Earlier this week, the White House backed a plan to press states and federal agencies to provide more records to the National Instant Criminal Background Check System used to screen purchases from federal firearms dealers.

Senate Minority Leader Charles E. Schumer, New York Democrat, called Mr. Trump’s moves to embrace new controls a “welcome shift” but said it’s less than the bare minimum needed after the latest attack. He said Congress needs to pass legislation to ban bump stocks because executive action could end up snared in the courts. He also said background checks must be expanded.

“Our No. 1 priority is going to be universal background checks, which is supported by about 80 percent of the American people, and closing the gun show loophole,” he said.

The gun-control group Everytown for Gun Safety said arming teachers is a bad idea.

“If the president is truly listening to survivors of gun violence, then he will support legislation requiring criminal background checks on every gun sale — supported by 97 percent of American voters, and reject dangerous NRA priorities like ’concealed carry reciprocity’ and guns in schools,” said John Feinblatt, the group’s president. “Until then, any talk from this administration about protecting Americans from gun violence is just talk.”

Across the country Wednesday, from snowy Iowa City, Iowa, to balmy Boca Raton, Florida, to the gates of the White House, students protested a long series of school shootings in the U.S. and voiced anger at what they called the government’s failure to protect them. Cable news gave the demonstrations round-the-clock coverage.

The largest rally targeted the Florida state Legislature in Tallahassee, where students railed against Republican legislators who voted a day earlier against consideration of a ban on assault rifles and large-capacity magazines.

“Many would like to blame this event on the FBI’s lack of action or the Trump administration,” high school junior Lorenzo Prado said of last week’s shooting in Florida. “But the simple fact is that the laws of our beloved country allowed for the deranged gunman to purchase a gun legally. The law has failed us.”

Said Stoneman Douglas senior Delaney Tarr, “We have nothing to lose. We are not here to be patted on the back. We know what we want. We want common-sense gun laws. We want change.”

Democratic Florida legislators, who have failed in their efforts to enact tougher gun laws since the terrorist attack at an Orlando nightclub two years ago, embraced the students’ message.
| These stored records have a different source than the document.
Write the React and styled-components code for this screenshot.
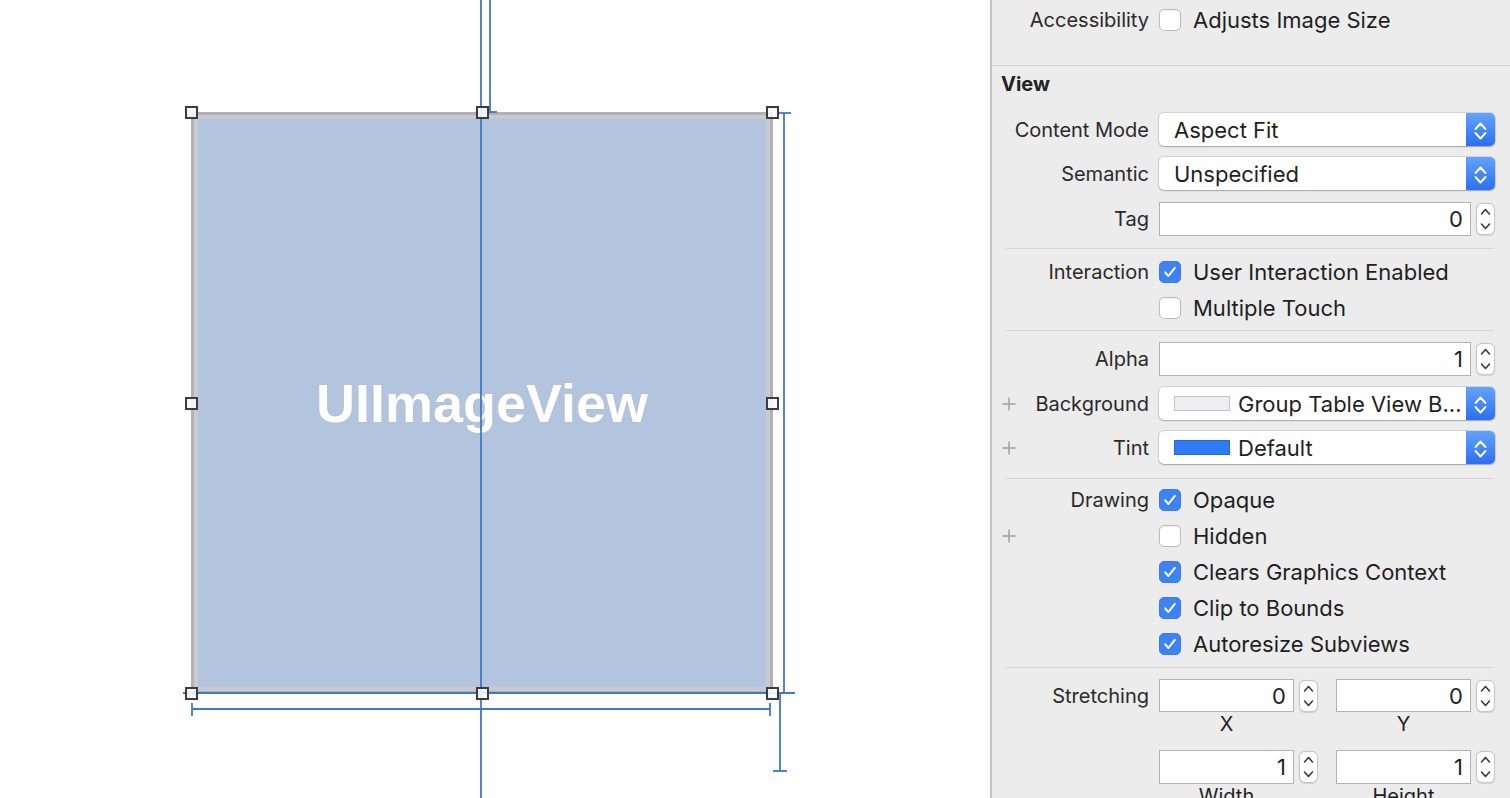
import React from "react";
import styled, { createGlobalStyle } from "styled-components";

const GlobalStyle = createGlobalStyle`
  html, body {
    margin: 0;
    padding: 0;
  }
  body {
    font-family: Inter, "Liberation Sans", sans-serif;
    background: #fff;
  }
`;

const Screen = styled.div`
  display: flex;
  width: 1510px;
  height: 798px;
  overflow: hidden;
`;

/* ---------- canvas ---------- */

const Canvas = styled.div`
  position: relative;
  flex: 0 0 990px;
  height: 100%;
  background: #fff;
`;

const ImageBox = styled.div`
  position: absolute;
  left: 191px;
  top: 112px;
  width: 582px;
  height: 582px;
  box-sizing: border-box;
  border: 3px solid #b1b1b3;
  box-shadow: inset 0 0 0 4px #c9cad0;
  background: #b3c5de;
  display: flex;
  align-items: center;
  justify-content: center;
`;

const HandleLayer = styled(ImageBox)`
  background: transparent;
  border: none;
  box-shadow: none;
  z-index: 2;
`;

const BoxTitle = styled.span`
  font-family: "Liberation Sans", Arial, sans-serif;
  font-weight: 700;
  font-size: 54px;
  color: #fff;
  text-shadow: 0 0 1px rgba(120, 130, 150, 0.4);
`;

const Guides = styled.svg`
  position: absolute;
  left: 0;
  top: 0;
  pointer-events: none;
`;

const handlePos = { start: "-6px", mid: "calc(50% - 6.5px)", end: "calc(100% - 7px)" };

const Handle = styled.div`
  position: absolute;
  left: ${(p) => handlePos[p.$x]};
  top: ${(p) => handlePos[p.$y]};
  width: 13px;
  height: 13px;
  box-sizing: border-box;
  border: 2px solid #3c3c3c;
  background: rgba(245, 247, 250, 0.92);
`;

/* ---------- inspector ---------- */

const Inspector = styled.aside`
  flex: 1;
  border-left: 2px solid #c2c2c2;
  background: #ececec;
  display: flex;
  flex-direction: column;
  overflow: hidden;
  color: #2a2a2a;
  font-size: 20px;

  & > * {
    flex-shrink: 0;
  }
`;

const Row = styled.div`
  display: grid;
  grid-template-columns: 157px 1fr;
  column-gap: 10px;
  align-items: center;
  height: ${(p) => p.$h || 36}px;
  padding-right: 15px;
  margin-top: ${(p) => p.$mt || 0}px;
  flex-shrink: 0;
`;

const Label = styled.div`
  display: flex;
  align-items: center;
  justify-content: flex-end;
  padding-left: 10px;
  white-space: nowrap;
`;

const PlusIcon = styled.svg`
  margin-right: auto;
  flex: 0 0 auto;
`;

const FullRule = styled.div`
  height: 1px;
  background: #d2d2d2;
  margin-top: ${(p) => p.$mt || 0}px;
`;

const Rule = styled.div`
  height: 1px;
  background: #d5d5d5;
  margin: 0 16px 0 14px;
`;

const SectionHeader = styled.div`
  height: 47px;
  box-sizing: border-box;
  padding: 8px 9px 0;
  line-height: 20px;
  font-weight: 700;
  color: #222;
`;

const Section = styled.div`
  display: flex;
  flex-direction: column;
  gap: ${(p) => p.$gap || 0}px;
  padding: ${(p) => p.$pt || 0}px 0 ${(p) => p.$pb || 0}px;
`;

const CheckWrap = styled.label`
  display: flex;
  align-items: center;
  gap: 12px;
  color: #1f1f1f;
  font-size: 22px;
  white-space: nowrap;
`;

const Box = styled.span`
  flex: 0 0 22px;
  width: 22px;
  height: 22px;
  box-sizing: border-box;
  border-radius: 5px;
  display: flex;
  align-items: center;
  justify-content: center;
  background: ${(p) => (p.$on ? "#3d83f6" : "#fff")};
  border: 1px solid ${(p) => (p.$on ? "#3a7cec" : "#bcbcbc")};
  box-shadow: ${(p) => (p.$on ? "none" : "inset 0 1px 1px rgba(0,0,0,0.06)")};
`;

const SelectBox = styled.div`
  display: flex;
  height: 100%;
  background: #fff;
  border-radius: 5px;
  overflow: hidden;
  box-shadow: 0 0 0 1px rgba(0, 0, 0, 0.1), 0 1px 1.5px rgba(0, 0, 0, 0.22);
`;

const SelectValue = styled.div`
  flex: 1;
  display: flex;
  align-items: center;
  padding-left: 15px;
  color: #1f1f1f;
  font-size: 22px;
  white-space: nowrap;
  overflow: hidden;
`;

const Swatch = styled.span`
  flex: 0 0 56px;
  height: 15px;
  box-sizing: border-box;
  margin-right: 8px;
  background: ${(p) => p.$color};
  border: 1px solid ${(p) => p.$border};
`;

const SelectArrow = styled.div`
  flex: 0 0 29px;
  background: linear-gradient(#64a3fa, #2b6ff2);
  display: flex;
  align-items: center;
  justify-content: center;
`;

const NumberWrap = styled.div`
  display: flex;
  align-items: center;
  height: 100%;
  gap: 5px;
`;

const Field = styled.div`
  flex: 1;
  height: 100%;
  box-sizing: border-box;
  border: 1px solid #b3b3b3;
  background: #fff;
  display: flex;
  align-items: center;
  justify-content: flex-end;
  padding-right: 7px;
  color: #1f1f1f;
  font-size: 22px;
`;

const Stepper = styled.div`
  flex: 0 0 19px;
  height: 32px;
  box-sizing: border-box;
  border-radius: 6px;
  background: #fff;
  border: 1px solid #c6c6c6;
  box-shadow: 0 0.5px 1px rgba(0, 0, 0, 0.12);
  display: flex;
`;

const Pair = styled.div`
  display: grid;
  grid-template-columns: 1fr 1fr;
  column-gap: 18px;
  height: 100%;
`;

const Caption = styled.div`
  padding-right: 24px;
  text-align: center;
  color: #1f1f1f;
  line-height: 25px;
`;

const CaptionRow = styled.div`
  display: grid;
  grid-template-columns: 157px 1fr;
  column-gap: 10px;
  padding-right: 15px;
  height: 25px;
`;

/* ---------- small parts ---------- */

const Plus = () => (
  <PlusIcon width="14" height="14" viewBox="0 0 14 14">
    <path d="M7 0.5V13.5M0.5 7H13.5" stroke="#9f9f9f" strokeWidth="1.4" />
  </PlusIcon>
);

const FieldLabel = ({ plus, children }) => (
  <Label>
    {plus && <Plus />}
    {children}
  </Label>
);

const Check = ({ on, children }) => (
  <CheckWrap>
    <Box $on={on}>
      {on && (
        <svg width="14" height="14" viewBox="0 0 14 14">
          <path d="M2.2 7.4L5.4 11L11.8 2.8" fill="none" stroke="#fff" strokeWidth="2" strokeLinecap="round" strokeLinejoin="round" />
        </svg>
      )}
    </Box>
    {children}
  </CheckWrap>
);

const Select = ({ swatch, children }) => (
  <SelectBox>
    <SelectValue>
      {swatch && <Swatch $color={swatch[0]} $border={swatch[1]} />}
      {children}
    </SelectValue>
    <SelectArrow>
      <svg width="29" height="33" viewBox="0 0 29 33">
        <path d="M9.5 16L14.5 10.5L19.5 16M9.5 20L14.5 25.5L19.5 20" fill="none" stroke="#fff" strokeWidth="1.9" strokeLinecap="round" strokeLinejoin="round" />
      </svg>
    </SelectArrow>
  </SelectBox>
);

const NumberInput = ({ value }) => (
  <NumberWrap>
    <Field>{value}</Field>
    <Stepper>
      <svg width="17" height="30" viewBox="0 0 17 30">
        <path d="M4.5 10L8.5 5.5L12.5 10M4.5 20L8.5 24.5L12.5 20" fill="none" stroke="#333" strokeWidth="1.5" strokeLinecap="round" strokeLinejoin="round" />
      </svg>
    </Stepper>
  </NumberWrap>
);

const guideLines = [
  [481, 0, 481, 798],
  [490, 0, 490, 113],
  [490, 112, 497, 112],
  [784, 113, 784, 692],
  [777, 113, 791, 113],
  [183, 693, 795, 693],
  [780, 693, 780, 771],
  [773, 771, 787, 771],
  [192, 709, 770, 709],
  [192, 703, 192, 716],
  [770, 703, 770, 716],
];

const handles = [
  ["start", "start"], ["mid", "start"], ["end", "start"],
  ["start", "mid"], ["end", "mid"],
  ["start", "end"], ["mid", "end"], ["end", "end"],
];

export default function App() {
  return (
    <>
      <GlobalStyle />
      <Screen>
        <Canvas>
          <ImageBox>
            <BoxTitle>UIImageView</BoxTitle>
          </ImageBox>
          <Guides width="990" height="798">
            {guideLines.map(([x1, y1, x2, y2], i) => (
              <line key={i} x1={x1} y1={y1} x2={x2} y2={y2} stroke="#3f78c4" strokeWidth="1.8" />
            ))}
          </Guides>
          <HandleLayer>
            {handles.map(([x, y]) => (
              <Handle key={x + y} $x={x} $y={y} />
            ))}
          </HandleLayer>
        </Canvas>

        <Inspector>
          <Row $h={40}>
            <FieldLabel>Accessibility</FieldLabel>
            <Check>Adjusts Image Size</Check>
          </Row>
          <FullRule $mt={25} />
          <SectionHeader>View</SectionHeader>

          <Section $gap={11} $pb={12}>
            <Row $h={33}>
              <FieldLabel>Content Mode</FieldLabel>
              <Select>Aspect Fit</Select>
            </Row>
            <Row $h={33}>
              <FieldLabel>Semantic</FieldLabel>
              <Select>Unspecified</Select>
            </Row>
            <Row $h={34} $mt={1}>
              <FieldLabel>Tag</FieldLabel>
              <NumberInput value="0" />
            </Row>
          </Section>
          <Rule />

          <Section $pt={5} $pb={4}>
            <Row>
              <FieldLabel>Interaction</FieldLabel>
              <Check on>User Interaction Enabled</Check>
            </Row>
            <Row>
              <FieldLabel />
              <Check>Multiple Touch</Check>
            </Row>
          </Section>
          <Rule />

          <Section $gap={11} $pt={11} $pb={14}>
            <Row $h={34}>
              <FieldLabel>Alpha</FieldLabel>
              <NumberInput value="1" />
            </Row>
            <Row $h={33}>
              <FieldLabel plus>Background</FieldLabel>
              <Select swatch={["#ededf2", "#c4c4c8"]}>Group Table View B...</Select>
            </Row>
            <Row $h={33}>
              <FieldLabel plus>Tint</FieldLabel>
              <Select swatch={["#2f7bf5", "#2a64c8"]}>Default</Select>
            </Row>
          </Section>
          <Rule />

          <Section $pt={3} $pb={5}>
            <Row>
              <FieldLabel>Drawing</FieldLabel>
              <Check on>Opaque</Check>
            </Row>
            <Row>
              <FieldLabel plus />
              <Check>Hidden</Check>
            </Row>
            <Row>
              <FieldLabel />
              <Check on>Clears Graphics Context</Check>
            </Row>
            <Row>
              <FieldLabel />
              <Check on>Clip to Bounds</Check>
            </Row>
            <Row>
              <FieldLabel />
              <Check on>Autoresize Subviews</Check>
            </Row>
          </Section>
          <Rule />

          <Section $pt={11}>
            <Row $h={33}>
              <FieldLabel>Stretching</FieldLabel>
              <Pair>
                <NumberInput value="0" />
                <NumberInput value="0" />
              </Pair>
            </Row>
            <CaptionRow>
              <span />
              <Pair>
                <Caption>X</Caption>
                <Caption>Y</Caption>
              </Pair>
            </CaptionRow>
            <Row $h={34} $mt={13}>
              <FieldLabel />
              <Pair>
                <NumberInput value="1" />
                <NumberInput value="1" />
              </Pair>
            </Row>
            <CaptionRow>
              <span />
              <Pair>
                <Caption>Width</Caption>
                <Caption>Height</Caption>
              </Pair>
            </CaptionRow>
          </Section>
        </Inspector>
      </Screen>
    </>
  );
}
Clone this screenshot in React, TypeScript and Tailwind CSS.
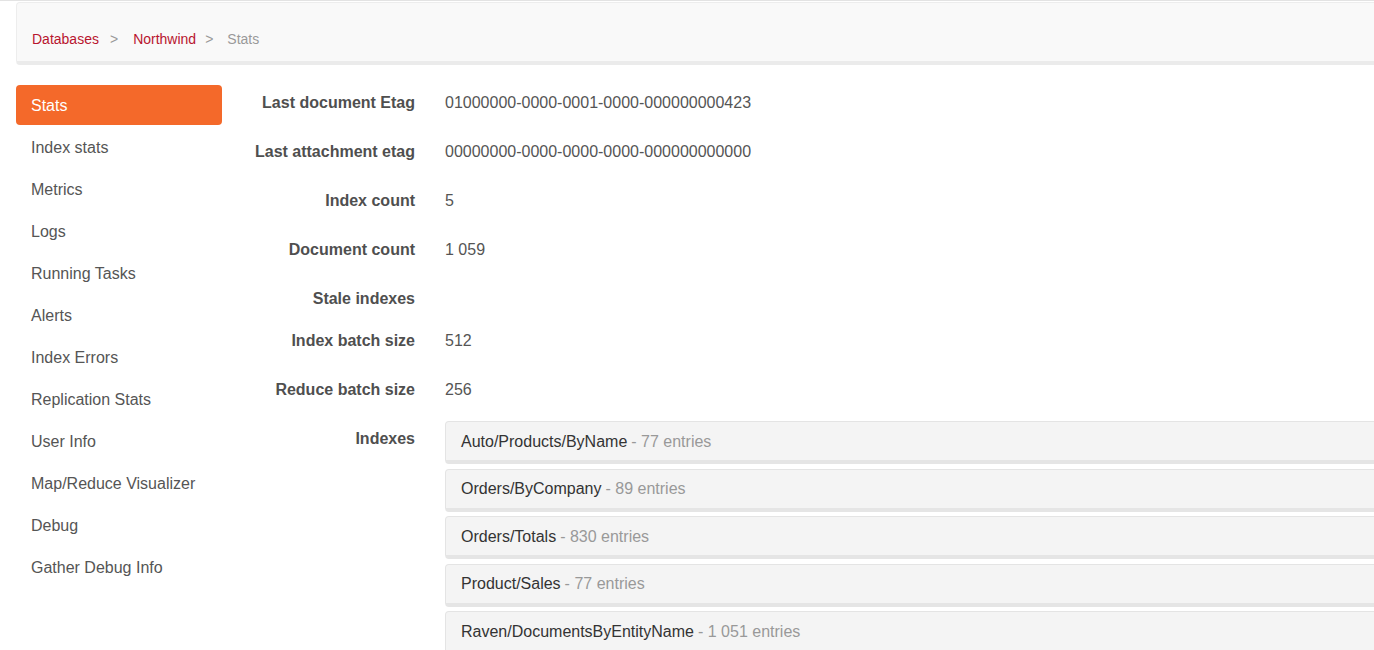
import React from "react";

const navItems = [
  "Stats",
  "Index stats",
  "Metrics",
  "Logs",
  "Running Tasks",
  "Alerts",
  "Index Errors",
  "Replication Stats",
  "User Info",
  "Map/Reduce Visualizer",
  "Debug",
  "Gather Debug Info",
];

const stats: { label: string; value: string; h: string }[] = [
  { label: "Last document Etag", value: "01000000-0000-0001-0000-000000000423", h: "h-[49px]" },
  { label: "Last attachment etag", value: "00000000-0000-0000-0000-000000000000", h: "h-[49px]" },
  { label: "Index count", value: "5", h: "h-[49px]" },
  { label: "Document count", value: "1 059", h: "h-[49px]" },
  { label: "Stale indexes", value: "", h: "h-[42px]" },
  { label: "Index batch size", value: "512", h: "h-[49px]" },
  { label: "Reduce batch size", value: "256", h: "h-[49px]" },
];

const indexes = [
  { name: "Auto/Products/ByName", entries: "77 entries" },
  { name: "Orders/ByCompany", entries: "89 entries" },
  { name: "Orders/Totals", entries: "830 entries" },
  { name: "Product/Sales", entries: "77 entries" },
  { name: "Raven/DocumentsByEntityName", entries: "1 051 entries" },
];

export default function App() {
  return (
    <div
      className="h-screen w-full overflow-hidden bg-white text-[16px] text-[#555]"
      style={{ fontFamily: '"Liberation Sans", Arial, sans-serif' }}
    >
      <div className="h-px w-full bg-[#e3e3e3]" />
      <div className="pl-[16px]">
        <div className="mt-px mr-[-12px] h-[63px] rounded-[4px] border border-[#ededed] border-b-4 border-b-[#ebebeb] bg-[#f9f9f9] pl-[15px] pt-[26px] text-[14px] leading-[20px]">
          <span className="text-[#b8152f]">Databases</span>
          <span className="ml-[11px] mr-[15px] text-[#999]">&gt;</span>
          <span className="text-[#b8152f]">Northwind</span>
          <span className="ml-[9px] mr-[14px] text-[#999]">&gt;</span>
          <span className="text-[#999]">Stats</span>
        </div>

        <div className="mt-[20px] flex">
          <div className="flex w-[206px] shrink-0 flex-col gap-[2px]">
            {navItems.map((item, i) => (
              <div
                key={item}
                className={
                  i === 0
                    ? "flex h-[40px] items-center rounded-[4px] bg-[#f4692a] px-[15px] pt-[2px] text-white"
                    : "flex h-[40px] items-center rounded-[4px] px-[15px] pt-[2px] text-[#555]"
                }
              >
                {item}
              </div>
            ))}
          </div>

          <div className="flex-1">
            {stats.map((s) => (
              <div key={s.label} className={`flex ${s.h} pt-[7px] leading-[21px]`}>
                <div className="w-[193px] shrink-0 text-right font-bold text-[#4f4f4f]">
                  {s.label}
                </div>
                <div className="ml-[30px] text-[#555]">{s.value}</div>
              </div>
            ))}
            <div className="flex">
              <div className="w-[193px] shrink-0 pt-[7px] text-right font-bold leading-[21px] text-[#4f4f4f]">
                Indexes
              </div>
              <div className="ml-[30px] mr-[-12px] flex-1">
                {indexes.map((ix) => (
                  <div
                    key={ix.name}
                    className="mb-[4.5px] flex h-[43px] items-center rounded-[4px] border border-[#e4e4e4] border-b-4 border-b-[#e5e5e5] bg-[#f4f4f4] pl-[15px] leading-[21px]"
                  >
                    <span className="text-[#333]">{ix.name}</span>
                    <span className="ml-[4px] text-[#999]">- {ix.entries}</span>
                  </div>
                ))}
              </div>
            </div>
          </div>
        </div>
      </div>
    </div>
  );
}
“You are the cavalry we’ve been waiting for,” state Rep. Kionne McGhee told the students. “There will be those who say we are trying to take guns from the American people. But we are here to tell the same people that there’s also an Eighth Amendment, which says it is cruel and unusual punishment to allow our people, and our kids and our teachers to be gunned down at schools, on the streets.”

Some students criticized the media for exploiting the high school massacre to promote a gun control agenda.

“I wholeheartedly believe that the media is politicizing this tragedy,” Brandon Minoff, an 18-year-old student at Stoneman Douglas, told Fox News. “It seems that gun control laws is the major topic of conversation rather than focusing on the bigger issue of 17 innocent lives being taken at the hands of another human.”